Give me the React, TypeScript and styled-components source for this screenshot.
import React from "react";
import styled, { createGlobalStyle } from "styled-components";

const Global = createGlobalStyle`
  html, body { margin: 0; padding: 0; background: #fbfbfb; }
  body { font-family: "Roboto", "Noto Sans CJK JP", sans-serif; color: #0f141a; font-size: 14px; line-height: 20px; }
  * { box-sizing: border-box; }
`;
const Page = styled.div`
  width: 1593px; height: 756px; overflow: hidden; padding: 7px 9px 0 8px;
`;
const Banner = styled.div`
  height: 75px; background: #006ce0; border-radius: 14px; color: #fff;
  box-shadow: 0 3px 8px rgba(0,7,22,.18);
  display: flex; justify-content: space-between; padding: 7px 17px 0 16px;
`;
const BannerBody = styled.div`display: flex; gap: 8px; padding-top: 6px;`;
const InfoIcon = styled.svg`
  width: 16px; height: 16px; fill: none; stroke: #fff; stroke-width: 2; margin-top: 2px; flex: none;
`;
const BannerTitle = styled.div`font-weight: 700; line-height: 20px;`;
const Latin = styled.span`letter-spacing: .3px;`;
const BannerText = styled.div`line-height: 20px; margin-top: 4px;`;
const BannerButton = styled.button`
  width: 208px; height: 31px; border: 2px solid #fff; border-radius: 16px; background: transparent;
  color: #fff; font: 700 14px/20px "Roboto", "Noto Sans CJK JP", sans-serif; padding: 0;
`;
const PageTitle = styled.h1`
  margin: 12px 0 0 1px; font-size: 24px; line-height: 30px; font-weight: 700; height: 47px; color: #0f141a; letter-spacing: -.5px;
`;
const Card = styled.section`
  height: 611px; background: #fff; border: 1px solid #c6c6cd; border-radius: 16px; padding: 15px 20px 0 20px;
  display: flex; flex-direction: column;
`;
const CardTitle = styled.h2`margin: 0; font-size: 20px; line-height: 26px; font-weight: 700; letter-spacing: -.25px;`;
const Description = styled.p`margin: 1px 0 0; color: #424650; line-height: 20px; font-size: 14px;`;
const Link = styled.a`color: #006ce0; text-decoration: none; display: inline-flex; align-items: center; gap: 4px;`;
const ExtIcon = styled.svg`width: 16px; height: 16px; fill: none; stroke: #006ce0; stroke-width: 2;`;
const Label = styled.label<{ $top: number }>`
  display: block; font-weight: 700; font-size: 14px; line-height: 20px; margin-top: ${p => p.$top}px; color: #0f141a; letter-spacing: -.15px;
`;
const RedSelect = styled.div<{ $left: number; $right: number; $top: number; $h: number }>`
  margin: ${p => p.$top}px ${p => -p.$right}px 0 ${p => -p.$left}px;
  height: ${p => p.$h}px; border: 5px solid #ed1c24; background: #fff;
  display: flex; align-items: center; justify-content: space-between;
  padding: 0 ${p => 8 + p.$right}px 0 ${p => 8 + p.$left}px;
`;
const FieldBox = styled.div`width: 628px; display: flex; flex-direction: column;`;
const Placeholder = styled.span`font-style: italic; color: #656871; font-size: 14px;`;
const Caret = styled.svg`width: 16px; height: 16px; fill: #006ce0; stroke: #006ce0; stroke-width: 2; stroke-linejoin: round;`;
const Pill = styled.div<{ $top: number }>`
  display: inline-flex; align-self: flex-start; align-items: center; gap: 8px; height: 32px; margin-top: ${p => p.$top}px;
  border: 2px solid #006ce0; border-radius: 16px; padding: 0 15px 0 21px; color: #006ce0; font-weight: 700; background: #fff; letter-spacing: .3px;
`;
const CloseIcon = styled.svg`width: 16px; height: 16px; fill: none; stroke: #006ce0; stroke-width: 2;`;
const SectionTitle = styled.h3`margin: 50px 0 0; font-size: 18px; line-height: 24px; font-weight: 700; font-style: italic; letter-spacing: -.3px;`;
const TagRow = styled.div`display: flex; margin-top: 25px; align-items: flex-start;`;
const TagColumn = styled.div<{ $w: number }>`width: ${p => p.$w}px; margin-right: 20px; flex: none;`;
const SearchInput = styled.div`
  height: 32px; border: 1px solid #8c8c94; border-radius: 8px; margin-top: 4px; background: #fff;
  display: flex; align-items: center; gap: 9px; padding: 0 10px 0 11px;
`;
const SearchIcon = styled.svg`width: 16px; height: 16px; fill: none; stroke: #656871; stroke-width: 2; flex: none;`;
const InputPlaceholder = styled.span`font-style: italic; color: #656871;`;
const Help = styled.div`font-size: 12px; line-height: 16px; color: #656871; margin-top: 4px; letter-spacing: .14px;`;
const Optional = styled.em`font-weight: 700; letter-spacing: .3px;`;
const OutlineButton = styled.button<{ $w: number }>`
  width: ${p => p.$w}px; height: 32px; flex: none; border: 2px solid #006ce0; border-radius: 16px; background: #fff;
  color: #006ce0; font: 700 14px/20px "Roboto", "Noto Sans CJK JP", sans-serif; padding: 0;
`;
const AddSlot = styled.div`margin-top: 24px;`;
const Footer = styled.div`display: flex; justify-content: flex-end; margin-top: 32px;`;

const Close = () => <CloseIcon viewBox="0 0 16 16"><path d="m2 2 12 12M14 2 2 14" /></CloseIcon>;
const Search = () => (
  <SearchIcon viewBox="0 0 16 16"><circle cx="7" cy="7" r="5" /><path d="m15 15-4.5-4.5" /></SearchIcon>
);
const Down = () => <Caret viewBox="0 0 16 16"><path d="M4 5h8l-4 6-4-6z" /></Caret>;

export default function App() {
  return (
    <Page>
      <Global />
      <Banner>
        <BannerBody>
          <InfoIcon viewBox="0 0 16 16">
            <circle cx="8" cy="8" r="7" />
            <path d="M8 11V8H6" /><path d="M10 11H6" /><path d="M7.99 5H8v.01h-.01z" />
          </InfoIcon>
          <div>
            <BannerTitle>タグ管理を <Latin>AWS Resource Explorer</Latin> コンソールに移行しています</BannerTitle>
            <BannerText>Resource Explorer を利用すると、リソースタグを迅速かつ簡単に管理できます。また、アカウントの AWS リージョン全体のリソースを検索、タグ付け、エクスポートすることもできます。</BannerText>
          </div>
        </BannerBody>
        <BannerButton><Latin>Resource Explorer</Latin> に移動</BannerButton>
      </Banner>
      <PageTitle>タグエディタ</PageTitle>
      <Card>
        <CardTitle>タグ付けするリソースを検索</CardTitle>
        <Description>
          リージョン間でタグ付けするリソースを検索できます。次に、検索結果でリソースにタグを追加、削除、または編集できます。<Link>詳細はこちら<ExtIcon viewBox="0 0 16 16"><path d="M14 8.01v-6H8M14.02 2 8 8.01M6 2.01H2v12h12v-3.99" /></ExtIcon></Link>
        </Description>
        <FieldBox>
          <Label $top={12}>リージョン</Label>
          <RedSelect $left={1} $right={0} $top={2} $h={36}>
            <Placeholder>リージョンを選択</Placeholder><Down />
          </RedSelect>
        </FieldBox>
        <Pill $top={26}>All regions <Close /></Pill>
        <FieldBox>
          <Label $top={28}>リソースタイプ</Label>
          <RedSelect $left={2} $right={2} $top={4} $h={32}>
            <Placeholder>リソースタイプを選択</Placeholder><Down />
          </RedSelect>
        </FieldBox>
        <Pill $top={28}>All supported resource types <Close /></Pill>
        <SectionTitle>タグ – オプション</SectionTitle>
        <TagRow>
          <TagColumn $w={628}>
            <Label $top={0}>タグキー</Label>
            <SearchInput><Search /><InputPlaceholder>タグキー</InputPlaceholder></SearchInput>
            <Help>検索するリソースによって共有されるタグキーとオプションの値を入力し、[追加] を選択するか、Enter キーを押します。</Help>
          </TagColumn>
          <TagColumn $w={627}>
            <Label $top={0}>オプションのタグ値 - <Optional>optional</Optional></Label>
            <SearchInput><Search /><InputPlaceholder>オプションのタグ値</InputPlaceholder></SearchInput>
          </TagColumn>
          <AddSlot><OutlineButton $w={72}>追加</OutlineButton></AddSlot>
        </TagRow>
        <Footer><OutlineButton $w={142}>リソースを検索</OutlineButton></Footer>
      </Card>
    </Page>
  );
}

> Work to complete: Find each line holding the string "React" and copy it out.

> Right answer:
Give me the React, TypeScript and styled-components source for this screenshot.
import React from "react";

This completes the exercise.